INFORMATION PROVIDED =>

----

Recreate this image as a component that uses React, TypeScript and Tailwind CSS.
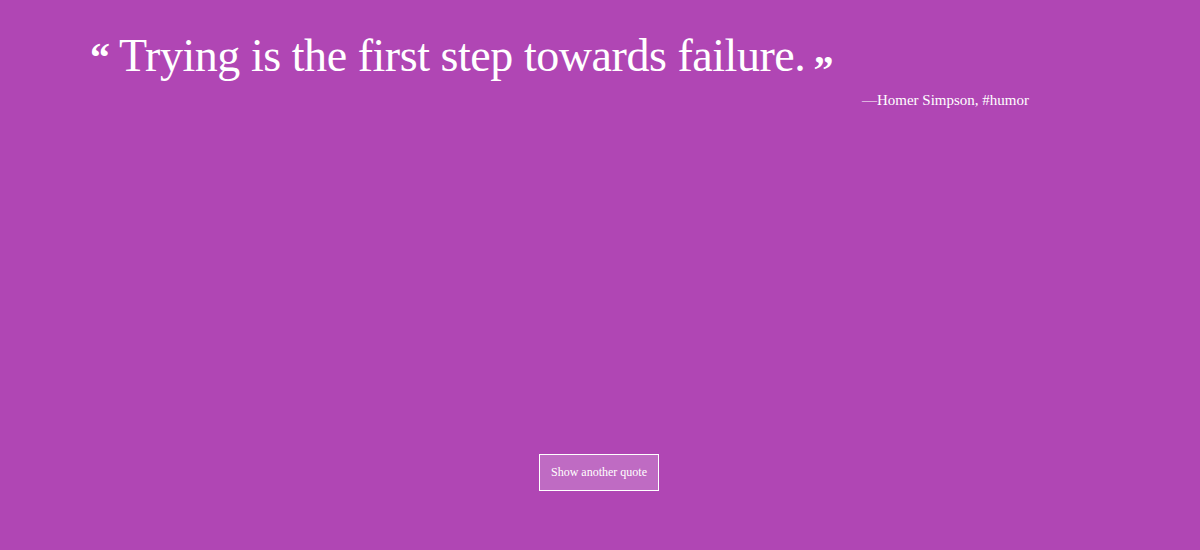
import React from 'react';

const quote = {
  text: 'Trying is the first step towards failure.',
  author: 'Homer Simpson',
  tag: '#humor',
};

const App: React.FC = () => {
  return (
    <div
      className="min-h-[550px] w-full bg-[#b046b4] text-white flex flex-col"
      style={{ fontFamily: '"Liberation Serif", "DejaVu Serif", serif' }}
    >
      <div className="pl-[90px] pr-[171px] pt-[28px]">
        <blockquote className="flex items-start">
          <span className="text-[40px] leading-none font-bold mt-[10px] mr-[9px]">&ldquo;</span>
          <span className="text-[46px] leading-[56px] tracking-[-0.45px]">{quote.text}</span>
          <span className="text-[40px] leading-none font-bold mt-[22px] ml-[8px]">&rdquo;</span>
        </blockquote>
        <p className="text-right text-[15px] -mt-[1px]">
          &mdash;{quote.author}, {quote.tag}
        </p>
      </div>
      <div className="flex justify-center mt-[342px]">
        <button className="w-[120px] h-[37px] border border-white bg-white/20 text-[12px] text-white -ml-[2px]">
          Show another quote
        </button>
      </div>
    </div>
  );
};

export default App;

----

Copy all the lines of data exactly as they appear, dropping any images.

Recreate this image as a component that uses React, TypeScript and Tailwind CSS.
import React from 'react';

const quote = {
  text: 'Trying is the first step towards failure.',
  author: 'Homer Simpson',
  tag: '#humor',
};

const App: React.FC = () => {
  return (
    <div
      className="min-h-[550px] w-full bg-[#b046b4] text-white flex flex-col"
      style={{ fontFamily: '"Liberation Serif", "DejaVu Serif", serif' }}
    >
      <div className="pl-[90px] pr-[171px] pt-[28px]">
        <blockquote className="flex items-start">
          <span className="text-[40px] leading-none font-bold mt-[10px] mr-[9px]">&ldquo;</span>
          <span className="text-[46px] leading-[56px] tracking-[-0.45px]">{quote.text}</span>
          <span className="text-[40px] leading-none font-bold mt-[22px] ml-[8px]">&rdquo;</span>
        </blockquote>
        <p className="text-right text-[15px] -mt-[1px]">
          &mdash;{quote.author}, {quote.tag}
        </p>
      </div>
      <div className="flex justify-center mt-[342px]">
        <button className="w-[120px] h-[37px] border border-white bg-white/20 text-[12px] text-white -ml-[2px]">
          Show another quote
        </button>
      </div>
    </div>
  );
};

export default App;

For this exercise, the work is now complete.